Stabilito che il Collegio arbitrale ha correttamente individuato la norma da applicare quanto al termine entro cui iniziare il procedimento disciplinare, la sua decisione ha, però, omesso di considerare che il fatto rilevante per poter stabilire se era stato rispettato o meno il termine di cui all’art. 25,comma 8, del Contratto collettivo degli enti locali è non già la mera conoscenza della sentenza di condanna, ma la conoscenza del suo passaggio in giudicato.

Solo dopo che è venuta meno ogni possibilità di impugnazione, può ritenersi esaurita la fase del processo penale e il procedimento disciplinare può riprendere il suo corso mediante la contestazione del fatto rilevante.

Rispetto al momento in cui l’Ufficio competente ad instaurare il procedimento disciplinare e non genericamente l’amministrazione è venuto a conoscenza del passaggio in giudicato della sentenza, la contestazione è avvenuta nel termine dei venti giorni previsti dalla norma, se si esamina la tempistica esposta nel primo motivo di ricorso e comprovata dalla documentazione allegata.
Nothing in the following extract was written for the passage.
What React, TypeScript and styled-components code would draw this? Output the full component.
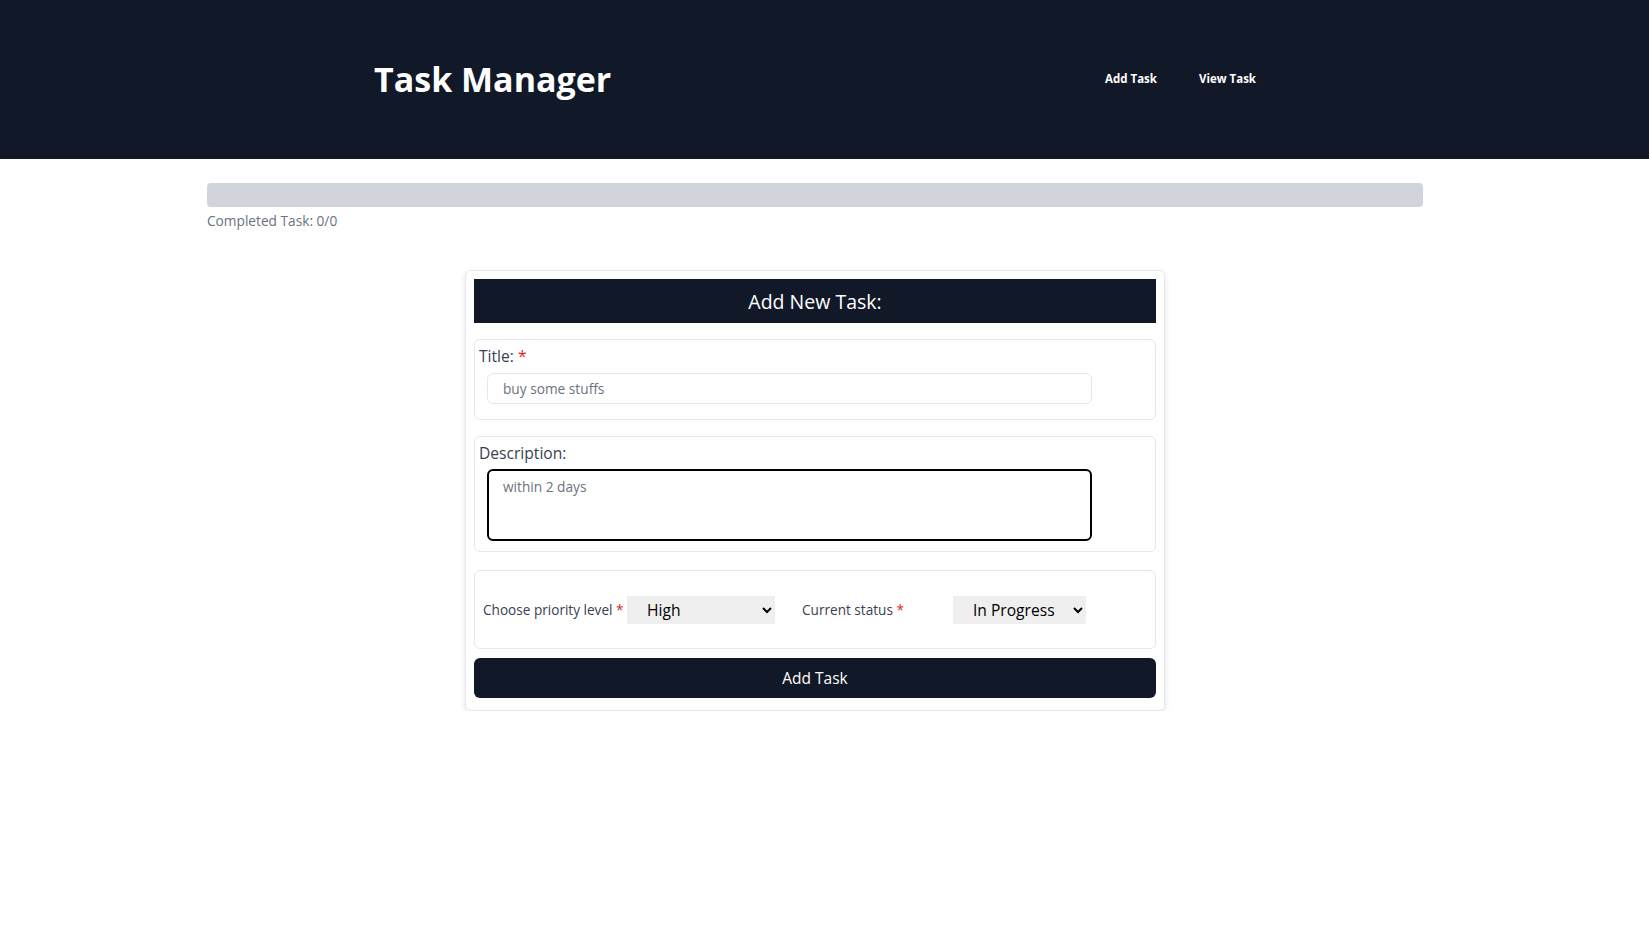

L’ulteriore motivo può ritenersi assorbito ed il ricorso può essere accolto con conseguente annullamento del provvedimento impugnato.

In considerazione della particolarità della vicenda e dell’esistenza di una giurisprudenza che, soprattutto all’epoca di presentazione del ricorso, era più favorevole al controinteressato appare equo compensare le spese di giudizio.

P.Q.M.

Il Tribunale Amministrativo Regionale per la Lombardia Sezione IV, definitivamente pronunciando sul ricorso, come in epigrafe proposto, lo accoglie e per l’effetto annulla la decisione del Collegio Arbitrale di Disciplina del 30.1. -11.3.97 di accoglimento del ricorso di L.P..

Spese compensate.

Ordina che la presente sentenza sia eseguita dall’autorità amministrativa.

Testo non ufficiale. La sola stampa del bollettino ufficiale ha carattere legale.